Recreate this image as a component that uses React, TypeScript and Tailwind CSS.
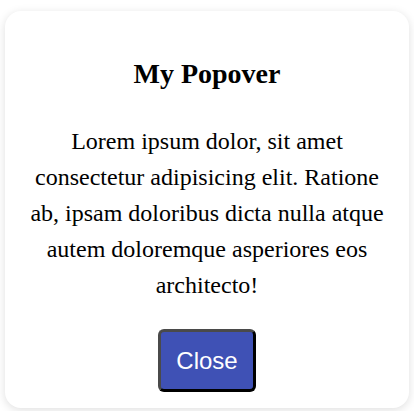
import React from "react";

export default function App() {
  return (
    <div className="w-[414px] h-[411px] overflow-hidden bg-white px-[5px] pt-[11px]">
      <div className="bg-white rounded-[16px] shadow-[0_2px_10px_rgba(0,0,0,0.13)] flex flex-col items-center text-center pt-[47px] pb-[16px] px-[20px] text-black">
        <h2 className="font-['Liberation_Serif',serif] font-bold text-[28px] leading-[32px]">My Popover</h2>
        <p className="mt-[33px] font-['Liberation_Serif',serif] text-[24px] leading-[36px]">
          Lorem ipsum dolor, sit amet consectetur adipisicing elit. Ratione ab, ipsam doloribus dicta nulla atque autem doloremque asperiores eos architecto!
        </p>
        <button className="mt-[26px] bg-[#3f51b5] text-white font-['Liberation_Sans',Arial,sans-serif] text-[24px] leading-[27px] px-[15px] py-[15px] rounded-[6px] border-[3px] border-t-[#4a4a4a] border-l-[#4a4a4a] border-b-black border-r-black">
          Close
        </button>
      </div>
    </div>
  );
}
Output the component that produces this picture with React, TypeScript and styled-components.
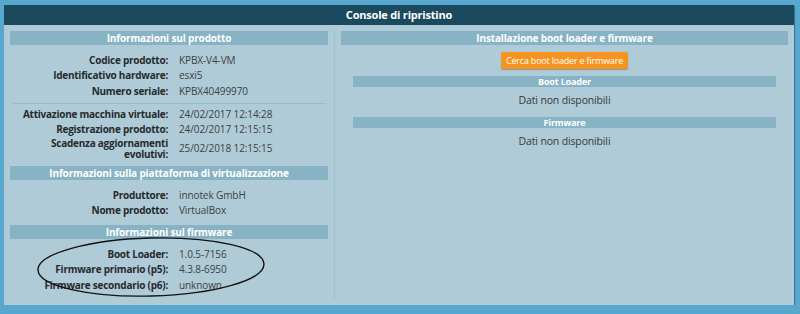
import React from "react";
import styled, { createGlobalStyle } from "styled-components";

const GlobalStyle = createGlobalStyle`
  html, body {
    margin: 0;
    padding: 0;
    background: #58a7ce;
  }
  body {
    font-family: "Open Sans", "Noto Sans", sans-serif;
    -webkit-font-smoothing: antialiased;
  }
`;

const Panel = styled.section`
  margin: 5px 0 0 4px;
  width: 790px;
  height: 300px;
  background: #afcbd7;
  box-shadow: 1px 1px 1px rgba(20, 60, 80, 0.45);
  display: flex;
  flex-direction: column;
`;

const Header = styled.header`
  height: 20px;
  background: #1b4a5f;
  color: #fff;
  font-weight: 700;
  font-size: 11px;
  letter-spacing: -0.2px;
  line-height: 20px;
  text-align: center;
`;

const Columns = styled.div`
  flex: 1;
  display: grid;
  grid-template-columns: 318px 1px 447px;
  column-gap: 6px;
  padding: 6px 6px 6px 6px;
`;

const Divider = styled.div`
  background: #9cc2d1;
  width: 1px;
`;

const Column = styled.div`
  display: flex;
  flex-direction: column;
  gap: 6.5px;
  min-width: 0;
`;

const Section = styled.div`
  display: flex;
  flex-direction: column;
`;

const Bar = styled.div<{ $small?: boolean; $inset?: number }>`
  background: #87b3c4;
  color: #fff;
  font-weight: 700;
  text-align: center;
  letter-spacing: -0.15px;
  height: ${(p) => (p.$small ? 11 : 14)}px;
  line-height: ${(p) => (p.$small ? 11 : 14)}px;
  font-size: ${(p) => (p.$small ? 9 : 10)}px;
  margin: 0 ${(p) => p.$inset ?? 0}px;
`;

const Rows = styled.div`
  position: relative;
  padding-top: 7.5px;
  display: flex;
  flex-direction: column;
`;

const Row = styled.div`
  display: grid;
  grid-template-columns: 158px 1fr;
  column-gap: 11px;
  align-items: center;
  min-height: 15.5px;
  font-size: 10px;
  line-height: 11px;
`;

const Label = styled.div`
  text-align: right;
  font-weight: 700;
  letter-spacing: -0.25px;
  color: #262a2c;
`;

const Value = styled.div`
  color: #3c4144;
  letter-spacing: -0.1px;
`;

const Separator = styled.hr`
  border: 0;
  height: 1px;
  background: #94bccb;
  margin: 3.5px 2px 3px 3px;
`;

const Button = styled.button`
  align-self: center;
  margin-top: 7px;
  height: 17px;
  padding: 0 5px;
  border: 0;
  border-radius: 2px;
  background: #f7941f;
  color: #fff;
  font-family: inherit;
  font-size: 9px;
  letter-spacing: -0.2px;
  box-shadow: 0 1px 1px rgba(0, 0, 0, 0.25);
  cursor: pointer;
`;

const SubSection = styled.div`
  display: flex;
  flex-direction: column;
  margin-top: 7px;
`;

const Empty = styled.div`
  text-align: center;
  font-size: 10.5px;
  letter-spacing: -0.15px;
  line-height: 15px;
  color: #353a3d;
  padding: 6px 0 2px;
`;

const Annotation = styled.svg`
  position: absolute;
  left: 25px;
  top: -4px;
  pointer-events: none;
  overflow: visible;
`;

type Item = { label: string; value: string };

const prodotto: Item[] = [
  { label: "Codice prodotto:", value: "KPBX-V4-VM" },
  { label: "Identificativo hardware:", value: "esxi5" },
  { label: "Numero seriale:", value: "KPBX40499970" },
];

const date: Item[] = [
  { label: "Attivazione macchina virtuale:", value: "24/02/2017 12:14:28" },
  { label: "Registrazione prodotto:", value: "24/02/2017 12:15:15" },
  { label: "Scadenza aggiornamenti evolutivi:", value: "25/02/2018 12:15:15" },
];

const piattaforma: Item[] = [
  { label: "Produttore:", value: "innotek GmbH" },
  { label: "Nome prodotto:", value: "VirtualBox" },
];

const firmware: Item[] = [
  { label: "Boot Loader:", value: "1.0.5-7156" },
  { label: "Firmware primario (p5):", value: "4.3.8-6950" },
  { label: "Firmware secondario (p6):", value: "unknown" },
];

function InfoRows({ items }: { items: Item[] }) {
  return (
    <>
      {items.map((it) => (
        <Row key={it.label}>
          <Label>{it.label}</Label>
          <Value>{it.value}</Value>
        </Row>
      ))}
    </>
  );
}

export default function App() {
  return (
    <>
      <GlobalStyle />
      <Panel>
        <Header>Console di ripristino</Header>
        <Columns>
          <Column>
            <Section>
              <Bar>Informazioni sul prodotto</Bar>
              <Rows>
                <InfoRows items={prodotto} />
                <Separator />
                <InfoRows items={date} />
              </Rows>
            </Section>
            <Section>
              <Bar>Informazioni sulla piattaforma di virtualizzazione</Bar>
              <Rows>
                <InfoRows items={piattaforma} />
              </Rows>
            </Section>
            <Section>
              <Bar>Informazioni sul firmware</Bar>
              <Rows>
                <InfoRows items={firmware} />
                <Annotation width="232" height="64" viewBox="0 0 232 64">
                  <ellipse
                    cx="116"
                    cy="32"
                    rx="113"
                    ry="29"
                    fill="none"
                    stroke="#111"
                    strokeWidth="1.4"
                    transform="rotate(-1.5 116 32)"
                  />
                </Annotation>
              </Rows>
            </Section>
          </Column>
          <Divider />
          <Column>
            <Section>
              <Bar>Installazione boot loader e firmware</Bar>
              <Button>Cerca boot loader e firmware</Button>
              <SubSection>
                <Bar $small $inset={12}>Boot Loader</Bar>
                <Empty>Dati non disponibili</Empty>
              </SubSection>
              <SubSection>
                <Bar $small $inset={12}>Firmware</Bar>
                <Empty>Dati non disponibili</Empty>
              </SubSection>
            </Section>
          </Column>
        </Columns>
      </Panel>
    </>
  );
}
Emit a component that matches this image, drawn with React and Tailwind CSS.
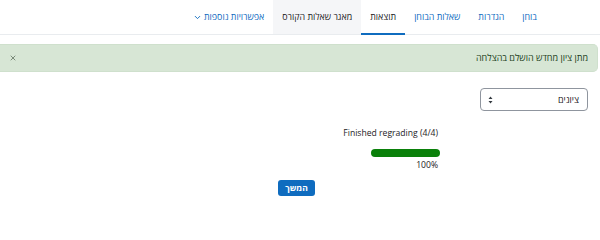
import { ChevronDown, X } from 'lucide-react'

// Quiz results page after a regrade, RTL (Hebrew) Moodle layout.
const TABS = [
  { label: 'בוחן' },
  { label: 'הגדרות' },
  { label: 'שאלות הבוחן' },
  { label: 'תוצאות', active: true },
  { label: 'מאגר שאלות הקורס', hover: true },
  { label: 'אפשרויות נוספות', menu: true },
]

export default function App() {
  return (
    <div
      dir="rtl"
      className="w-[600px] h-[207px] overflow-hidden bg-white text-[#1d2125]"
      style={{ fontFamily: '"Open Sans", "Liberation Sans", sans-serif' }}
    >
      {/* secondary navigation */}
      <nav className="flex h-[35px] border-b border-[#e9ecef] pr-[54px]">
        {TABS.map((t) => (
          <div
            key={t.label}
            className={
              'relative flex items-center px-[9px] text-[8.9px] ' +
              (t.active ? 'text-[#1d2125] ' : t.hover ? 'bg-[#f5f6f8] text-[#1d2125] ' : 'text-[#0f6cbf] ')
            }
          >
            <span>{t.label}</span>
            {t.menu && <ChevronDown className="mr-[2px] h-[9px] w-[9px]" strokeWidth={2.5} />}
            {t.active && <div className="absolute bottom-[-1px] left-0 right-0 h-[2px] bg-[#0f6cbf]" />}
          </div>
        ))}
      </nav>

      {/* success alert */}
      <div className="mt-[9px] pr-[2px]">
        <div className="flex h-[28px] items-center justify-between rounded-r-[5px] border border-l-0 border-[#cfe0cd] bg-[#d7e6d5] px-[9px] text-[9px] text-[#1c411b]">
          <span>מתן ציון מחדש הושלם בהצלחה</span>
          <X className="h-[8px] w-[8px] text-[#4a5a4a]" strokeWidth={2} />
        </div>
      </div>

      {/* view selector */}
      <div className="mt-[16px] flex pr-[12px]">
        <div className="flex h-[23px] w-[108px] items-center justify-between rounded-[4px] border border-[#8f959e] pr-[8px] pl-[7px] text-[9px]">
          <span>ציונים</span>
          <svg width="5" height="8" viewBox="0 0 5 8" className="text-[#343a40]">
            <path d="M2.5 0.5 L4.5 3 H0.5 Z M2.5 7.5 L4.5 5 H0.5 Z" fill="currentColor" />
          </svg>
        </div>
      </div>

      {/* regrade progress */}
      <div className="mt-[16px] flex pr-[162px]">
        <div className="flex flex-col items-end" dir="ltr">
          <div className="text-[8.6px] leading-[12px]">Finished regrading (4/4)</div>
          <div className="mt-[10px] -mr-[2px] h-[8px] w-[69px] rounded-full bg-[#0a800a]" />
          <div className="mt-[3px] text-[8.6px] leading-[11px]">100%</div>
        </div>
      </div>

      {/* continue */}
      <div className="mt-[9px] flex pr-[285px]">
        <button className="flex h-[16px] w-[37px] items-center justify-center rounded-[3px] bg-[#0f6cbf] text-[8.5px] font-bold text-white">
          המשך
        </button>
      </div>
    </div>
  )
}
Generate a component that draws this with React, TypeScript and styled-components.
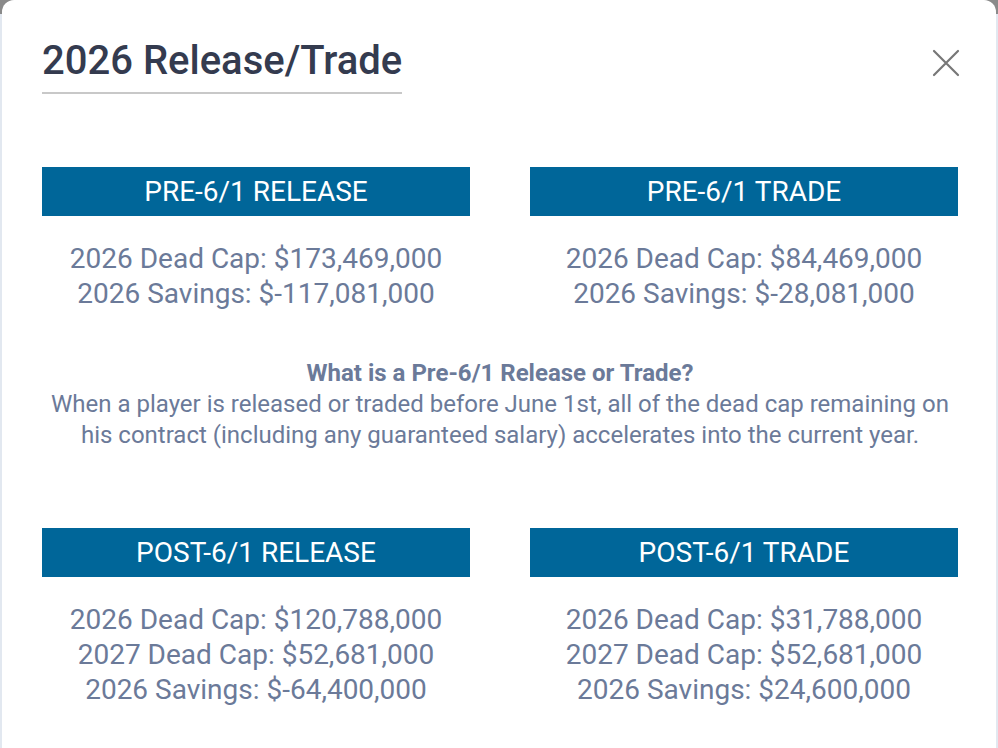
import React from "react";
import styled, { createGlobalStyle } from "styled-components";

const GlobalStyle = createGlobalStyle`
  html, body {
    margin: 0;
    padding: 0;
    background: #e2e8f0;
  }
  body {
    font-family: Roboto, "Liberation Sans", Arial, sans-serif;
  }
`;

const Backdrop = styled.div`
  width: 998px;
  height: 748px;
  overflow: hidden;
  background: linear-gradient(to bottom, #8a8a8a 0, #8a8a8a 14px, #e2e8f0 14px);
  padding-left: 2px;
  box-sizing: border-box;
`;

const Modal = styled.div`
  background: #fff;
  border-radius: 12px 12px 0 0;
  width: 994px;
  height: 760px;
  box-sizing: border-box;
  padding: 37px 38px 0 40px;
`;

const Header = styled.div`
  display: flex;
  justify-content: space-between;
  align-items: flex-start;
`;

const Title = styled.h2`
  margin: 0;
  font-size: 40px;
  font-weight: 500;
  line-height: 48px;
  color: #343b4f;
  padding-bottom: 7px;
  border-bottom: 2px solid #c8c8c8;
`;

const Close = styled.button`
  border: none;
  background: none;
  padding: 0;
  margin: 12px -2px 0 0;
  width: 28px;
  height: 28px;
  cursor: pointer;
`;

const Grid = styled.div`
  display: grid;
  grid-template-columns: 428px 428px;
  column-gap: 60px;
  margin-top: 73px;
`;

const Card = styled.div`
  display: flex;
  flex-direction: column;
  align-items: stretch;
`;

const Banner = styled.div`
  background: #006699;
  color: #fff;
  height: 49px;
  display: flex;
  align-items: center;
  justify-content: center;
  font-size: 28px;
  font-weight: 400;
  text-transform: uppercase;
`;

const Stats = styled.div`
  margin-top: 25px;
  text-align: center;
  color: #6b7a99;
  font-size: 28px;
  line-height: 35px;
`;

const Explainer = styled.div`
  text-align: center;
  color: #6b7a99;
  font-size: 24px;
  line-height: 31px;
  margin: 47px -10px 77px;
`;

const ExplainerTitle = styled.div`
  font-weight: 700;
`;

type Block = { title: string; lines: string[] };

const pre: Block[] = [
  {
    title: "Pre-6/1 Release",
    lines: ["2026 Dead Cap: $173,469,000", "2026 Savings: $-117,081,000"],
  },
  {
    title: "Pre-6/1 Trade",
    lines: ["2026 Dead Cap: $84,469,000", "2026 Savings: $-28,081,000"],
  },
];

const post: Block[] = [
  {
    title: "Post-6/1 Release",
    lines: [
      "2026 Dead Cap: $120,788,000",
      "2027 Dead Cap: $52,681,000",
      "2026 Savings: $-64,400,000",
    ],
  },
  {
    title: "Post-6/1 Trade",
    lines: [
      "2026 Dead Cap: $31,788,000",
      "2027 Dead Cap: $52,681,000",
      "2026 Savings: $24,600,000",
    ],
  },
];

const Row = ({ blocks }: { blocks: Block[] }) => (
  <Grid>
    {blocks.map((b) => (
      <Card key={b.title}>
        <Banner>{b.title}</Banner>
        <Stats>
          {b.lines.map((l) => (
            <div key={l}>{l}</div>
          ))}
        </Stats>
      </Card>
    ))}
  </Grid>
);

const App = () => {
  return (
    <Backdrop>
      <GlobalStyle />
      <Modal>
        <Header>
          <Title>2026 Release/Trade</Title>
          <Close aria-label="Close">
            <svg width="28" height="28" viewBox="0 0 28 28">
              <path
                d="M2 2 L26 26 M26 2 L2 26"
                stroke="#777"
                strokeWidth="2.2"
                strokeLinecap="round"
              />
            </svg>
          </Close>
        </Header>
        <Row blocks={pre} />
        <Explainer>
          <ExplainerTitle>What is a Pre-6/1 Release or Trade?</ExplainerTitle>
          When a player is released or traded before June 1st, all of the dead cap remaining on
          <br />
          his contract (including any guaranteed salary) accelerates into the current year.
        </Explainer>
        <Row blocks={post} />
      </Modal>
    </Backdrop>
  );
};

export default App;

## Given instruction
Looking above, find the stretch of lines that opens with the one holding "Generate a component" and closes with the one holding "string; lines: string[]". Copy it exactly, pictures excluded.

## Full solution
Generate a component that draws this with React, TypeScript and styled-components.
import React from "react";
import styled, { createGlobalStyle } from "styled-components";

const GlobalStyle = createGlobalStyle`
  html, body {
    margin: 0;
    padding: 0;
    background: #e2e8f0;
  }
  body {
    font-family: Roboto, "Liberation Sans", Arial, sans-serif;
  }
`;

const Backdrop = styled.div`
  width: 998px;
  height: 748px;
  overflow: hidden;
  background: linear-gradient(to bottom, #8a8a8a 0, #8a8a8a 14px, #e2e8f0 14px);
  padding-left: 2px;
  box-sizing: border-box;
`;

const Modal = styled.div`
  background: #fff;
  border-radius: 12px 12px 0 0;
  width: 994px;
  height: 760px;
  box-sizing: border-box;
  padding: 37px 38px 0 40px;
`;

const Header = styled.div`
  display: flex;
  justify-content: space-between;
  align-items: flex-start;
`;

const Title = styled.h2`
  margin: 0;
  font-size: 40px;
  font-weight: 500;
  line-height: 48px;
  color: #343b4f;
  padding-bottom: 7px;
  border-bottom: 2px solid #c8c8c8;
`;

const Close = styled.button`
  border: none;
  background: none;
  padding: 0;
  margin: 12px -2px 0 0;
  width: 28px;
  height: 28px;
  cursor: pointer;
`;

const Grid = styled.div`
  display: grid;
  grid-template-columns: 428px 428px;
  column-gap: 60px;
  margin-top: 73px;
`;

const Card = styled.div`
  display: flex;
  flex-direction: column;
  align-items: stretch;
`;

const Banner = styled.div`
  background: #006699;
  color: #fff;
  height: 49px;
  display: flex;
  align-items: center;
  justify-content: center;
  font-size: 28px;
  font-weight: 400;
  text-transform: uppercase;
`;

const Stats = styled.div`
  margin-top: 25px;
  text-align: center;
  color: #6b7a99;
  font-size: 28px;
  line-height: 35px;
`;

const Explainer = styled.div`
  text-align: center;
  color: #6b7a99;
  font-size: 24px;
  line-height: 31px;
  margin: 47px -10px 77px;
`;

const ExplainerTitle = styled.div`
  font-weight: 700;
`;

type Block = { title: string; lines: string[] };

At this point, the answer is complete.